Deploying (infinitely-scalable) one-hour projects

I often write silly little one-hour projects, and I want to put them online for others to enjoy. Importantly, I don’t want these projects to cost me much. (I write way too many one-off projects for that!) So provisioning little virtual machines for each project is a non-starter. And while the right answer is probably to own one virtual machine and have all my projects share tenancy on it, I’ve had a few one-hour projects that actually gained some traction and needed some scalability built in.

These projects usually take the form of either static pages — in which case I can easily drop them into my existing static website that lives in AWS S3; or they take the form of a simple REST API and accompanying frontend web app, in which case things are a little trickier.

In the latter case, I usually do the following — written here as much for your benefit as for mine, when I inevitably forget it:

  • Deploy the project API to AWS Lambda using Zappa
  • Deploy the web-app to S3, or if I’m feeling particularly lazy, serve it from the flask app using render_template and a static HTML page (note: at scale, that latter option costs slightly more, since you’re paying for lambda executions every time someone hits your landing page instead of just paying for s3 egress)
  • Set up continuous-deployment

Continuous deployment with GitHub actions

Continuous deployment is most easily achieved, in my opinion, by hacking together a zappa deploy pipeline in your GitHub actions. The following workflow file, for example, will run Zappa from inside the GitHub actions worker (even though it’s a bit clunky):

name: Deploy Production Website

on:
  # Trigger the workflow on push,
  # but only for the master branch
  push:
    branches:
      - master

jobs:
  build:
    runs-on: ubuntu-latest

    steps:
    - uses: actions/checkout@v1
    
    - name: Set up Python $\{\{ matrix.python-version \}\}
      uses: actions/setup-python@v2
      with:
        python-version: $\{\{ matrix.python-version \}\}
    
    - name: Install dependencies
      run: |
        python -m pip install --upgrade pip
        pip install virtualenv
        virtualenv venv_zappa
        source venv_zappa/bin/activate
        if [ -f requirements.txt ]; then pip install -r requirements.txt; fi
        pip install zappa
    - name: Deploy Zappa
      run: |
        echo '$\{\{ secrets.ZAPPA_CONFIG \}\}' > zappa_settings.json
        source venv_zappa/bin/activate
        zappa update production
      env:
        AWS_ACCESS_KEY_ID: $\{\{ secrets.AWS_ACCESS_KEY_ID \}\}
        AWS_SECRET_ACCESS_KEY: $\{\{ secrets.AWS_SECRET_ACCESS_KEY \}\}
        AWS_REGION: us-east-1

Secret management

The only remaining setup required is to add the following keys to your repository settings (https://github.com/:user/:repo/settings/secrets):

  • ZAPPA_CONFIG: This is a one-line version of your zappa_settings.json file. Remove the profile name (if you included one), since credentials will be provided directly from the command-line.
  • AWS_ACCESS_KEY_ID and AWS_SECRET_ACCESS_KEY: I create a standalone IAM user with minimal permissions (minimum IAM privileges required by Zappa) so that even if these were somehow compromised, they can’t grant an attacker exhaustive permission to your AWS account

Now, pushes to master will automatically deploy your website; for “real” applications, I’d highly recommend adding a PR reviewer requirement and perhaps even tests (!!) so that you don’t accidentally merge broken code and bork your production deploy. Although at least in my case, breaking one of my toys usually has little bearing on anyone besides myself :)

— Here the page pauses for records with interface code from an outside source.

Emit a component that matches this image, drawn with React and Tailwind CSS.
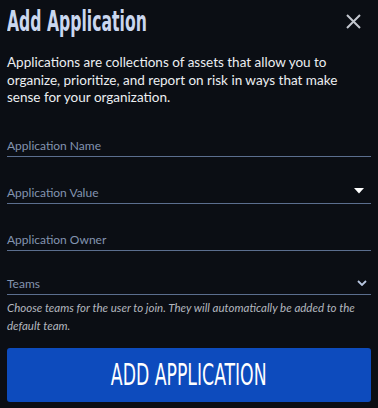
import React from 'react';

const condensed = { fontFamily: '"Liberation Sans Narrow", "DejaVu Sans Condensed", sans-serif' };

function Field({ label, icon }) {
  return (
    <div className="flex items-end justify-between h-[47px] border-b border-[#5b6e8e] pb-[2px]">
      <span className="text-[12px] leading-[16px] text-[#8394b0]">{label}</span>
      {icon}
    </div>
  );
}

export default function App() {
  return (
    <div
      className="w-[378px] h-[408px] bg-[#0b0e14] px-[7px] overflow-hidden"
      style={{ fontFamily: 'Lato, "Open Sans", sans-serif' }}
    >
      {/* Header */}
      <div className="flex items-center justify-between h-[42px]">
        <h1
          className="origin-left scale-x-[0.6] whitespace-nowrap text-[29px] font-bold leading-[36px] text-[#cad7ef]"
          style={condensed}
        >
          Add Application
        </h1>
        <button className="mr-[10px] text-[#c3c7cf]">
          <svg width="15" height="15" viewBox="0 0 15 15" fill="none" stroke="currentColor" strokeWidth="2">
            <path d="M1 1 L14 14 M14 1 L1 14" />
          </svg>
        </button>
      </div>

      <p className="mt-[12px] text-[13.5px] leading-[17.5px] text-[#eceef2]">
        Applications are collections of assets that allow you to organize, prioritize, and report on risk in ways that make sense for your organization.
      </p>

      <div className="mt-[3px]">
        <Field label="Application Name" />
        <Field
          label="Application Value"
          icon={
            <svg width="10" height="6" viewBox="0 0 10 6" className="mr-[7px] mb-[7px]">
              <path d="M0 0 H10 L5 5.5 Z" fill="#ffffff" />
            </svg>
          }
        />
        <Field label="Application Owner" />
        <div className="flex items-end justify-between h-[44px] border-b border-[#5b6e8e] pb-[2px]">
          <span className="text-[12px] leading-[16px] text-[#8394b0]">Teams</span>
          <svg width="10" height="6" viewBox="0 0 10 6" fill="none" stroke="#b8c6e0" strokeWidth="1.8" className="mr-[4px] mb-[6px]">
            <path d="M1 1 L5 5 L9 1" />
          </svg>
        </div>
        <p className="mt-[4px] text-[11.5px] italic leading-[18px] text-[#b3b7bf]">
          Choose teams for the user to join. They will automatically be added to the default team.
        </p>
      </div>

      <button className="mt-[13px] flex h-[54px] w-full items-center justify-center rounded-[3px] bg-[#0d4bbd]">
        <span
          className="inline-block scale-x-[0.64] whitespace-nowrap text-[30px] leading-[36px] text-white"
          style={condensed}
        >
          ADD APPLICATION
        </span>
      </button>
    </div>
  );
}
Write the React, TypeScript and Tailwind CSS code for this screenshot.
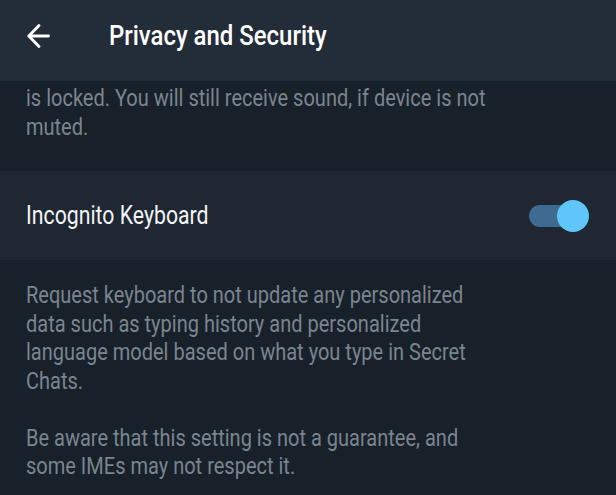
import React from "react";

export default function App() {
  return (
    <div
      className="w-[616px] h-[495px] overflow-hidden bg-[#18202a] flex flex-col"
      style={{ fontFamily: "Roboto, 'Noto Sans', sans-serif" }}
    >
      <div className="h-[81px] shrink-0 bg-[#232c39] flex items-center pb-[9px]">
        <div className="w-[109px] pl-[27px] flex items-center">
          <svg width="23" height="26" viewBox="0 0 23 26" fill="none">
            <path d="M21.5 13H2M12 2.5L1.8 13L12 23.5" stroke="#ffffff" strokeWidth="2.8" strokeLinecap="round" strokeLinejoin="round" />
          </svg>
        </div>
        <div className="text-white text-[28px] font-medium leading-none whitespace-nowrap origin-left scale-x-[0.855]">
          Privacy and Security
        </div>
      </div>
      <div className="px-[26px] pt-[3px] pb-[29px] text-[#7b858f] text-[23px] leading-[29px]">
        <p className="w-[542px] origin-left scale-x-[0.87]">
          is locked. You will still receive sound, if device is not muted.
        </p>
      </div>
      <div className="h-[89px] shrink-0 bg-[#1f2733] flex items-center justify-between pl-[26px] pr-[27px]">
        <div className="text-[#f2f4f6] text-[25px] whitespace-nowrap origin-left scale-x-[0.85]">Incognito Keyboard</div>
        <div className="relative w-[60px] h-[32px] flex items-center">
          <div className="w-[46px] h-[22px] rounded-full bg-[#3e6b8f]" />
          <div className="absolute right-0 top-0 w-[32px] h-[32px] rounded-full bg-[#5ec6f8]" />
        </div>
      </div>
      <div className="px-[26px] pt-[22px] text-[#7b858f] text-[23px] leading-[28.5px]">
        <p className="w-[542px] origin-left scale-x-[0.87]">
          Request keyboard to not update any personalized data such as typing history and personalized language model based on what you type in Secret Chats.
        </p>
        <p className="mt-[28.5px] w-[542px] origin-left scale-x-[0.87]">
          Be aware that this setting is not a guarantee, and some IMEs may not respect it.
        </p>
      </div>
    </div>
  );
}
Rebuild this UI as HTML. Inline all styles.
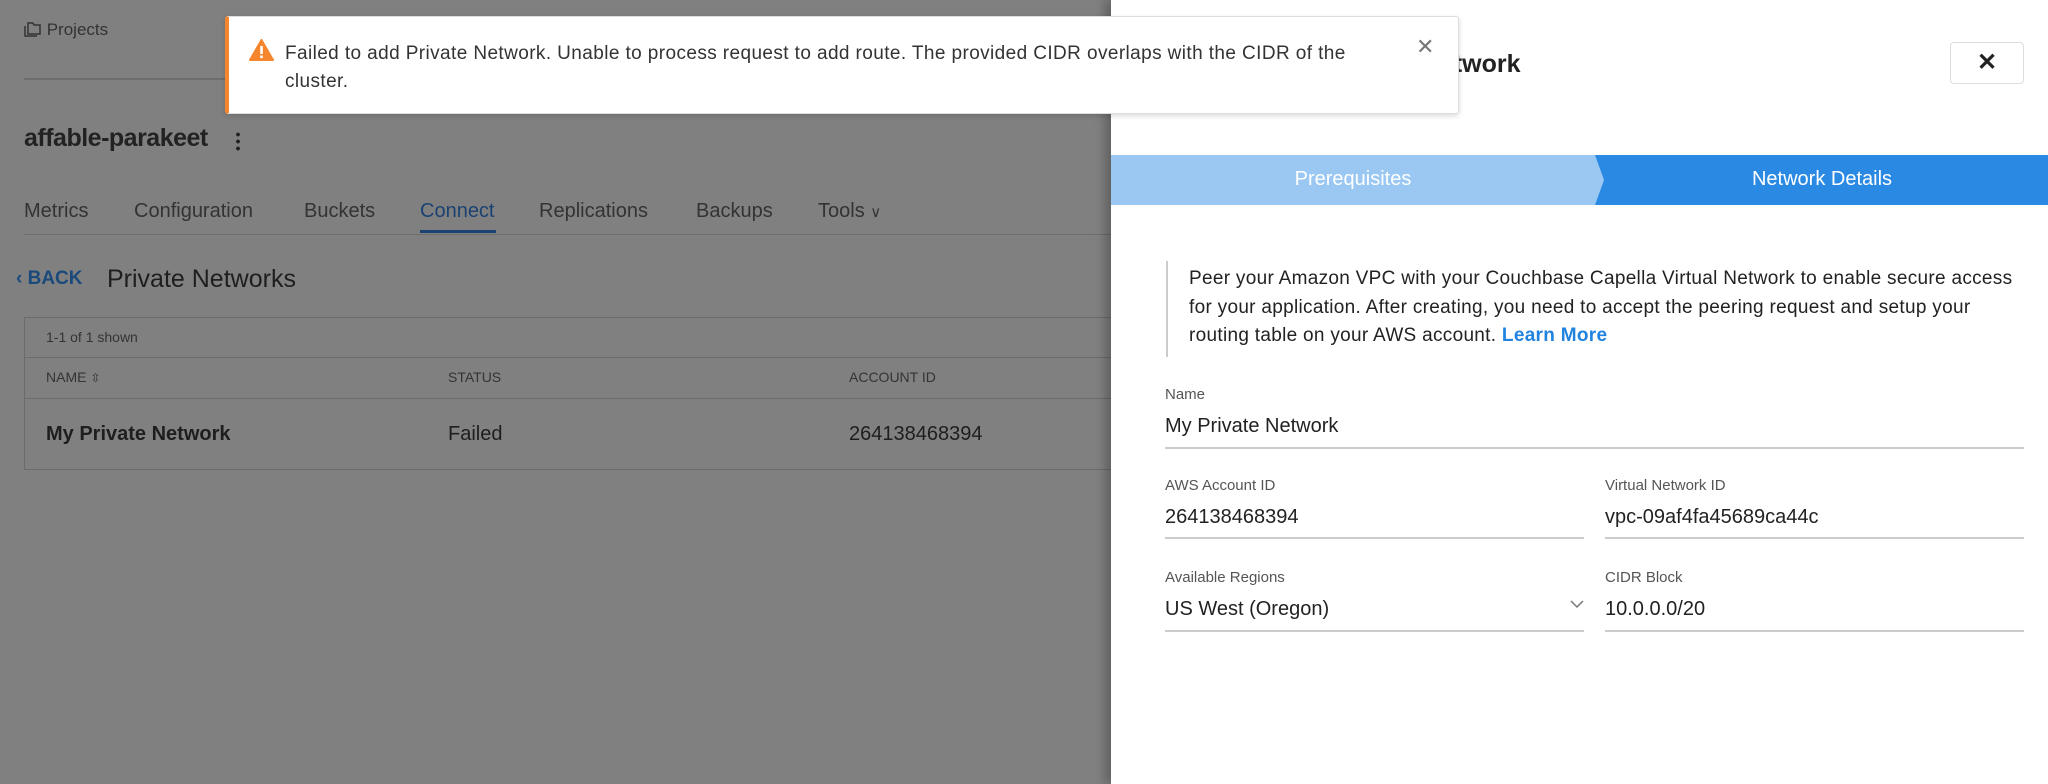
<!DOCTYPE html>
<html><head><meta charset="utf-8"><style>
*{margin:0;padding:0;box-sizing:border-box}
body{width:2048px;height:784px;position:relative;overflow:hidden;background:#808080;font-family:"Liberation Sans",sans-serif;color:#262626}
.a{position:absolute;white-space:nowrap}
</style></head><body>
<div class="a" style="left:24px;top:20px;font-size:17px;color:#333;">
<svg width="18" height="16" viewBox="0 0 18 16" style="vertical-align:-2px"><path d="M4 2h5l1 2h6v9H4z M1 5v10h12" fill="none" stroke="#333" stroke-width="1.5"/></svg> Projects</div>
<div class="a" style="left:24px;top:78px;width:1087px;height:2px;background:#6e6e6e"></div>
<div class="a" style="left:24px;top:124px;font-size:25px;font-weight:bold;color:#222;letter-spacing:-0.5px">affable-parakeet</div>
<div class="a" style="left:236px;top:131px;width:4px;height:20px;background:radial-gradient(circle,#222 1.8px,transparent 2px) 0 0/4px 7px repeat-y"></div>
<div class="a" style="left:0;top:200px;font-size:20px;color:#333;">
<span class="a" style="left:24px">Metrics</span><span class="a" style="left:134px">Configuration</span><span class="a" style="left:304px">Buckets</span><span class="a" style="left:420px;color:#1a4272">Connect</span><span class="a" style="left:539px">Replications</span><span class="a" style="left:696px">Backups</span><span class="a" style="left:818px">Tools <span style="font-size:15px">∨</span></span></div>
<div class="a" style="left:24px;top:234px;width:1087px;height:1px;background:#6e6e6e"></div>
<div class="a" style="left:420px;top:230px;width:76px;height:3px;background:#1a4272"></div>
<div class="a" style="left:16px;top:268px;font-size:19px;font-weight:bold;color:#1a4a7c">‹ BACK</div>
<div class="a" style="left:107px;top:265px;font-size:25px;color:#1e1e1e">Private Networks</div>
<div class="a" style="left:24px;top:317px;width:1100px;height:153px;border:1px solid #6c6c6c"></div>
<div class="a" style="left:24px;top:357px;width:1100px;height:1px;background:#6c6c6c"></div>
<div class="a" style="left:24px;top:398px;width:1100px;height:1px;background:#6c6c6c"></div>
<div class="a" style="left:46px;top:329px;font-size:14px;color:#333">1-1 of 1 shown</div>
<div class="a" style="left:46px;top:369px;font-size:14px;color:#333">NAME <span style="font-size:12px">⇳</span></div>
<div class="a" style="left:448px;top:369px;font-size:14px;color:#333">STATUS</div>
<div class="a" style="left:849px;top:369px;font-size:14px;color:#333">ACCOUNT ID</div>
<div class="a" style="left:46px;top:423px;font-size:20px;font-weight:bold;color:#1e1e1e">My Private Network</div>
<div class="a" style="left:448px;top:423px;font-size:20px;color:#1e1e1e">Failed</div>
<div class="a" style="left:849px;top:423px;font-size:20px;color:#1e1e1e">264138468394</div>

<div class="a" style="left:1111px;top:0;width:937px;height:784px;background:#fff;box-shadow:-6px 0 10px rgba(0,0,0,.25)"></div>
<div class="a" style="left:1276px;top:50px;font-size:25px;font-weight:bold;color:#222">Add Private Network</div>
<div class="a" style="left:1950px;top:42px;width:74px;height:42px;border:1px solid #ddd;border-radius:4px;text-align:center;line-height:40px;font-size:24px;font-weight:bold;color:#222">✕</div>
<svg class="a" style="left:1111px;top:155px" width="937" height="50"><rect width="937" height="50" fill="#2a8ae3"/><polygon points="0,0 484,0 493,25 484,50 0,50" fill="#9ac8f2"/></svg>
<div class="a" style="left:1111px;top:168px;width:484px;text-align:center;font-size:20px;color:#fff">Prerequisites</div>
<div class="a" style="left:1596px;top:168px;width:452px;text-align:center;font-size:20px;color:#fff">Network Details</div>
<div class="a" style="left:1166px;top:261px;width:2px;height:96px;background:#ccc"></div>
<div class="a" style="left:1189px;top:265px;font-size:19px;line-height:28.5px;color:#222;letter-spacing:0.3px">Peer your Amazon VPC with your Couchbase Capella Virtual Network to enable secure access<br>for your application. After creating, you need to accept the peering request and setup your<br>routing table on your AWS account. <b style="color:#1f83df">Learn More</b></div>
<div class="a" style="left:1165px;top:386px;font-size:15px;color:#555">Name</div>
<div class="a" style="left:1165px;top:415px;font-size:20px;color:#222">My Private Network</div>
<div class="a" style="left:1165px;top:447px;width:859px;height:2px;background:#ccc"></div>
<div class="a" style="left:1165px;top:477px;font-size:15px;color:#555">AWS Account ID</div>
<div class="a" style="left:1165px;top:506px;font-size:20px;color:#222">264138468394</div>
<div class="a" style="left:1165px;top:537px;width:419px;height:2px;background:#ccc"></div>
<div class="a" style="left:1605px;top:477px;font-size:15px;color:#555">Virtual Network ID</div>
<div class="a" style="left:1605px;top:506px;font-size:20px;color:#222">vpc-09af4fa45689ca44c</div>
<div class="a" style="left:1605px;top:537px;width:419px;height:2px;background:#ccc"></div>
<div class="a" style="left:1165px;top:569px;font-size:15px;color:#555">Available Regions</div>
<div class="a" style="left:1165px;top:598px;font-size:20px;color:#222">US West (Oregon)</div>
<svg class="a" style="left:1570px;top:599px" width="14" height="10"><path d="M1 2l6 6 6-6" fill="none" stroke="#777" stroke-width="1.5"/></svg>
<div class="a" style="left:1165px;top:630px;width:419px;height:2px;background:#ccc"></div>
<div class="a" style="left:1605px;top:569px;font-size:15px;color:#555">CIDR Block</div>
<div class="a" style="left:1605px;top:598px;font-size:20px;color:#222">10.0.0.0/20</div>
<div class="a" style="left:1605px;top:630px;width:419px;height:2px;background:#ccc"></div>

<div class="a" style="left:225px;top:16px;width:1234px;height:98px;background:#fff;border:1px solid #ddd;border-left:4px solid #f5862e;border-radius:3px;box-shadow:0 2px 6px rgba(0,0,0,.15)"></div>
<svg class="a" style="left:249px;top:39px" width="25" height="22" viewBox="0 0 25 22"><path d="M12.5 1L24 21H1z" fill="#f5862e" stroke="#f5862e" stroke-linejoin="round" stroke-width="2"/><rect x="11.2" y="7" width="2.6" height="8" fill="#fff"/><rect x="11.2" y="16.5" width="2.6" height="2.6" fill="#fff"/></svg>
<div class="a" style="left:285px;top:40px;font-size:19px;line-height:28px;color:#333;letter-spacing:0.4px">Failed to add Private Network. Unable to process request to add route. The provided CIDR overlaps with the CIDR of the<br>cluster.</div>
<div class="a" style="left:1416px;top:34px;font-size:22px;color:#777">✕</div>
</body></html>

Deploying single-page applications with React or Vue

Sometimes I do the stinky thing and inline my Vue code to make deploying extremely easy (as I did for the whychopper project). But if you’re looking for a more production-friendly option (and a far more maintainable option), you can build your static SPA into your server’s template file directory.

The easiest way to do this is to declare your templates/static directory in the flask app constructor:

APP = Flask(
    __name__,
    static_url_path="",
    static_folder="build",
    template_folder="build",
)

Then, you’ll need to move your static web build into the build/ directory that is siblings with your flask application entrypoint. In other words, if you have my-app/app.py, you want to move your build-files into my-app/build/.

The easiest way to accomplish this with create-react-app projects is to set your build directory directly in your package.json:

"scripts": {
    ...
    "build": "BUILD_PATH='../my-app/build' react-scripts build",
    ...
},

Assuming this builds into build/index.html, you can then use regular Flask routes to render the SPA:

@APP.route("/")
def index():
    return render_template("index.html")

If you have set up SPA routes in your web application, you will also need to set up a 404 redirect in your Flask application, which looks like this:


@APP.errorhandler(404)
def page_not_found(e):
    return render_template("index.html")

Note that this has the unfortunate side-effect of overwriting ALL unclaimed routes. Like I said, this is not the most elegant, production-ready solution. But it certainly gets the job done in under an hour.